_DATASET RECORDS_
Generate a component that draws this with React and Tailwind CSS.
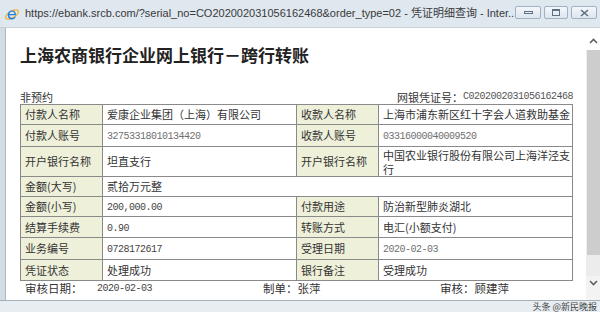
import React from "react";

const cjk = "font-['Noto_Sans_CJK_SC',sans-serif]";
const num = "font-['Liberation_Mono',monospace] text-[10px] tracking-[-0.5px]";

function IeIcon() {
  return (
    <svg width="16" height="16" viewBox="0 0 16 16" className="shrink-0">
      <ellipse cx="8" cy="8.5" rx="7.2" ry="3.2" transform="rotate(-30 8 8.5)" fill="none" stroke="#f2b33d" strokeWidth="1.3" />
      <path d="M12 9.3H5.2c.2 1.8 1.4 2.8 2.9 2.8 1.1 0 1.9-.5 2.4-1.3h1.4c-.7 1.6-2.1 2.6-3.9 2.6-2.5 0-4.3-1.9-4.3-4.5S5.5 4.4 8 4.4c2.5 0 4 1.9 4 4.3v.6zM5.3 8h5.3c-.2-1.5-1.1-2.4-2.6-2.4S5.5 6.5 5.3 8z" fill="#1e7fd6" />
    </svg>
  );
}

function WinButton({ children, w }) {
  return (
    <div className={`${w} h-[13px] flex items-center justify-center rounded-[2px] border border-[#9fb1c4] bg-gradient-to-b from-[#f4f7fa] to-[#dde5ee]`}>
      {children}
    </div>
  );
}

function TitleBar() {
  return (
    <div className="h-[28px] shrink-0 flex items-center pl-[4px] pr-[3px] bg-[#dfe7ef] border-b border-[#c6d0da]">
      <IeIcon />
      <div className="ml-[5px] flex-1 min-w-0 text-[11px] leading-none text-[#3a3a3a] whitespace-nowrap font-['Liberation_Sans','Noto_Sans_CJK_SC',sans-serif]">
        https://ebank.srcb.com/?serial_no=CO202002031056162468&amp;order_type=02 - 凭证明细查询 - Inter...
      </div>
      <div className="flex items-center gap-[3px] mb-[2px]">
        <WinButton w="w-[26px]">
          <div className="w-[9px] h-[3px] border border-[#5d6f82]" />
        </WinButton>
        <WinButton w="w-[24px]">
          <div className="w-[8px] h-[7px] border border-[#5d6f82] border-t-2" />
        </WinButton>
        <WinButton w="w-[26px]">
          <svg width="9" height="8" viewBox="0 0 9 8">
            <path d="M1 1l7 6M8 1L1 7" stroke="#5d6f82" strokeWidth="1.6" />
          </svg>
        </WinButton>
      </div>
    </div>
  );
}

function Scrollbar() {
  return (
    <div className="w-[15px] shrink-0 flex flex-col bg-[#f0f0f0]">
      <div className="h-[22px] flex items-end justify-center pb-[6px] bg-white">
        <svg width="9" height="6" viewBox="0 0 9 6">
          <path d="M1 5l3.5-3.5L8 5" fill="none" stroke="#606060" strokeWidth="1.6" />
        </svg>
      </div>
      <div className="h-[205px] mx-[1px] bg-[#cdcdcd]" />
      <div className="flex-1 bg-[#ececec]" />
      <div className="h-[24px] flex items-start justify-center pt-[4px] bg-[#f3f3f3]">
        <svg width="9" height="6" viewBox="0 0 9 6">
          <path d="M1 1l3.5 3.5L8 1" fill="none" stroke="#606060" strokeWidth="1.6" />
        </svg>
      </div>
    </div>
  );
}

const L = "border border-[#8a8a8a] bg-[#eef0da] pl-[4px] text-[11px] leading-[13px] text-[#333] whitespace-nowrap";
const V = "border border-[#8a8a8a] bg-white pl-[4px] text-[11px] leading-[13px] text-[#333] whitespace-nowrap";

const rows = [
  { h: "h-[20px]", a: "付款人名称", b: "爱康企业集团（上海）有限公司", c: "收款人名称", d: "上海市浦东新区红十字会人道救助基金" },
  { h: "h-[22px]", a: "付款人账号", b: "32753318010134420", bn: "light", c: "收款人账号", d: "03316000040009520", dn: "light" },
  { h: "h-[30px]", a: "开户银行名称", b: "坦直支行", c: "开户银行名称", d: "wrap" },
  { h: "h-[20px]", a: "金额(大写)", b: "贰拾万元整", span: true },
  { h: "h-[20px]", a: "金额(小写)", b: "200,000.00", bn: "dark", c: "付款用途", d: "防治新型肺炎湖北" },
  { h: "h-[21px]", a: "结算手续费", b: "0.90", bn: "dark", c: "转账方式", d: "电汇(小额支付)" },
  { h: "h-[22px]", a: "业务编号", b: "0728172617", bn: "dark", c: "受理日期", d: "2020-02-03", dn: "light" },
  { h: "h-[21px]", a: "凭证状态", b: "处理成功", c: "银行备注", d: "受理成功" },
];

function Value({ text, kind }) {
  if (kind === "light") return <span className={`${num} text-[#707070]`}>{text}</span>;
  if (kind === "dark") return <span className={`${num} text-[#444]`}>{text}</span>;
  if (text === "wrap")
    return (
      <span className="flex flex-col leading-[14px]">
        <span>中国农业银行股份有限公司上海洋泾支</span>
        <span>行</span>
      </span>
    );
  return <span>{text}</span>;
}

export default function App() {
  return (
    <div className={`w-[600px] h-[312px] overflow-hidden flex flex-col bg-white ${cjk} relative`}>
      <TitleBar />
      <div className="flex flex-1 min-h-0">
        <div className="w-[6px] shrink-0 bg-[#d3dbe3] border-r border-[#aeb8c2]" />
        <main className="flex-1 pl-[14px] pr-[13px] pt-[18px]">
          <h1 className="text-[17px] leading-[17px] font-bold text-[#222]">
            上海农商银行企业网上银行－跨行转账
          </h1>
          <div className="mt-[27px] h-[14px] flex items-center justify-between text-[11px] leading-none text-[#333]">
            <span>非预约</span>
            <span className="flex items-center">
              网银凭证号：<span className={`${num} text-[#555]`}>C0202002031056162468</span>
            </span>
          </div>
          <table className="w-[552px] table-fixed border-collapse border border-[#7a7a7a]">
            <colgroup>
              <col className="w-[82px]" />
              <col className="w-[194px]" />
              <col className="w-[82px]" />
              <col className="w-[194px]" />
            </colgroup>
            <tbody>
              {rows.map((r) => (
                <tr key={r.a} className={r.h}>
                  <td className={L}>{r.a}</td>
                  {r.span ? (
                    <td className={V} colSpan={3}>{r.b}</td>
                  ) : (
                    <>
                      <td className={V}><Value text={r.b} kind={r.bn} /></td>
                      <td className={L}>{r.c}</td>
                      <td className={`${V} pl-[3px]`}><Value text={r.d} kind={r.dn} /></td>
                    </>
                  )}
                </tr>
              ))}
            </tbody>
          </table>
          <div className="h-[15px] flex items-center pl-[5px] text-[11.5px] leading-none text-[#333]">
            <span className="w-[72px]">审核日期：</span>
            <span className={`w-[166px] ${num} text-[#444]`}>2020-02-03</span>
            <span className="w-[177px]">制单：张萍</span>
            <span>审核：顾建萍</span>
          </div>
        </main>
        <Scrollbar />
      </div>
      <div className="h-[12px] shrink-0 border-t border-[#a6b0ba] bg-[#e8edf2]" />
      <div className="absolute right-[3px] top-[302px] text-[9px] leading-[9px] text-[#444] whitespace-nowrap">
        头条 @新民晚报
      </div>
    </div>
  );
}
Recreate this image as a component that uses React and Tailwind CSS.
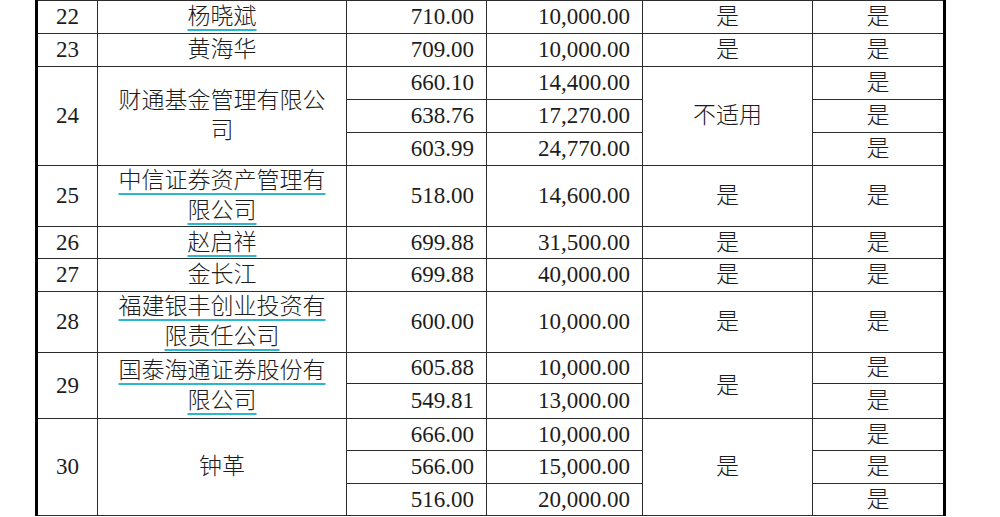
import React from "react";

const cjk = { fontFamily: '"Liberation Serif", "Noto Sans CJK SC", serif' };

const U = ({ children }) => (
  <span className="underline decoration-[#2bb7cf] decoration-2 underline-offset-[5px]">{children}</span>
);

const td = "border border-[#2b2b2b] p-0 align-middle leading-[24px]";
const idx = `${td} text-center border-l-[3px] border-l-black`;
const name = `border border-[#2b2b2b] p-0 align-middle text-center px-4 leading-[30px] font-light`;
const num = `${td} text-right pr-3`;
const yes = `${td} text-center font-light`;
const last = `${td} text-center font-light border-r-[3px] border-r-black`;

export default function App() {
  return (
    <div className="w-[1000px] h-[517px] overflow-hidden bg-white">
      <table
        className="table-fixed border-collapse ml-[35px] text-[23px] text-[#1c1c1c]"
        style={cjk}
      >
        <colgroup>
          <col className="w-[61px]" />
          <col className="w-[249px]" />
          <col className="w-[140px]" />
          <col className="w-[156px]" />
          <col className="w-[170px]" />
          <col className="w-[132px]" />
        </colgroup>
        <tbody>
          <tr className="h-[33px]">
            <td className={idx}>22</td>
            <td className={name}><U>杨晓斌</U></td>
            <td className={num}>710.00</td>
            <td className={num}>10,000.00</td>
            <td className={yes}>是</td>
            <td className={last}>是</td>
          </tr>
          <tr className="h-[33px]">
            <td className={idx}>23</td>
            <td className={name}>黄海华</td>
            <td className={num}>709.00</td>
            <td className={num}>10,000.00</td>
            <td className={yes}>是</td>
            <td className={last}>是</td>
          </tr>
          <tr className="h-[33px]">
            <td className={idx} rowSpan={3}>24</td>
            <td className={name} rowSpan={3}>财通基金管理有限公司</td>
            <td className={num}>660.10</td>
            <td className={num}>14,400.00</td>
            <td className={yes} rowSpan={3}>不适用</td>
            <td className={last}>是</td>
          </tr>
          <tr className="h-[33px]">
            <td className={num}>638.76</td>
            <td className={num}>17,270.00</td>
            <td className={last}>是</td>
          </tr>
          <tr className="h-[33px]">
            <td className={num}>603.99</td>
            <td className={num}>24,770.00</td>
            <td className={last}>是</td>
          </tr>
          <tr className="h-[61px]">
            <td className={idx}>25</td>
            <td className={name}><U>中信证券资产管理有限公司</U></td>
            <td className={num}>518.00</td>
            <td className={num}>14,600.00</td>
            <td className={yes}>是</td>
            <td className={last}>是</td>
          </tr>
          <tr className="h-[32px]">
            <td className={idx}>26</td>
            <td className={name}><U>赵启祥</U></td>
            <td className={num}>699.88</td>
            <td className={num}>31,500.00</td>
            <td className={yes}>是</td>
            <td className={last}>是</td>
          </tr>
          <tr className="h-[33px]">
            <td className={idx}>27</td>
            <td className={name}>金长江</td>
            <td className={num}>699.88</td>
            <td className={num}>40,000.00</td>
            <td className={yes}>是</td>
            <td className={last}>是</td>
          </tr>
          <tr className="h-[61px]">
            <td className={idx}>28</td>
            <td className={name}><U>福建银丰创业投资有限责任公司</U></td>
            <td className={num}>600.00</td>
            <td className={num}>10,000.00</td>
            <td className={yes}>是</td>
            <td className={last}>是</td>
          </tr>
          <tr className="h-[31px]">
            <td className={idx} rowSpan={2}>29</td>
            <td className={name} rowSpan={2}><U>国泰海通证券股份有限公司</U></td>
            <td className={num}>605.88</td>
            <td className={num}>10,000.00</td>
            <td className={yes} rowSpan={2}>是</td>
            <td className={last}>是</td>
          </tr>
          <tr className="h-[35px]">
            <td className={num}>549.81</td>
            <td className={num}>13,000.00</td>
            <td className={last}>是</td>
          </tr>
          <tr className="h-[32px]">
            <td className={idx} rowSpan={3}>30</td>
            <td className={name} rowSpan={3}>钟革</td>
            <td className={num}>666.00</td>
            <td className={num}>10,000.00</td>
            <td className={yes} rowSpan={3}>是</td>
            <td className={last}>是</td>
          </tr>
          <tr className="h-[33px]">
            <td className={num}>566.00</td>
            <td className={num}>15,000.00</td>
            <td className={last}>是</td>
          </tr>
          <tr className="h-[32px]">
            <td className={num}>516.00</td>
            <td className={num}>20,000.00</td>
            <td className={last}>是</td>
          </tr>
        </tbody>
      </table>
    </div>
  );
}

_WORK INSTRUCTIONS_
Check each line above for the word "Tailwind" and copy the ones that have it.

_CORRECT ANSWER_
Generate a component that draws this with React and Tailwind CSS.
Recreate this image as a component that uses React and Tailwind CSS.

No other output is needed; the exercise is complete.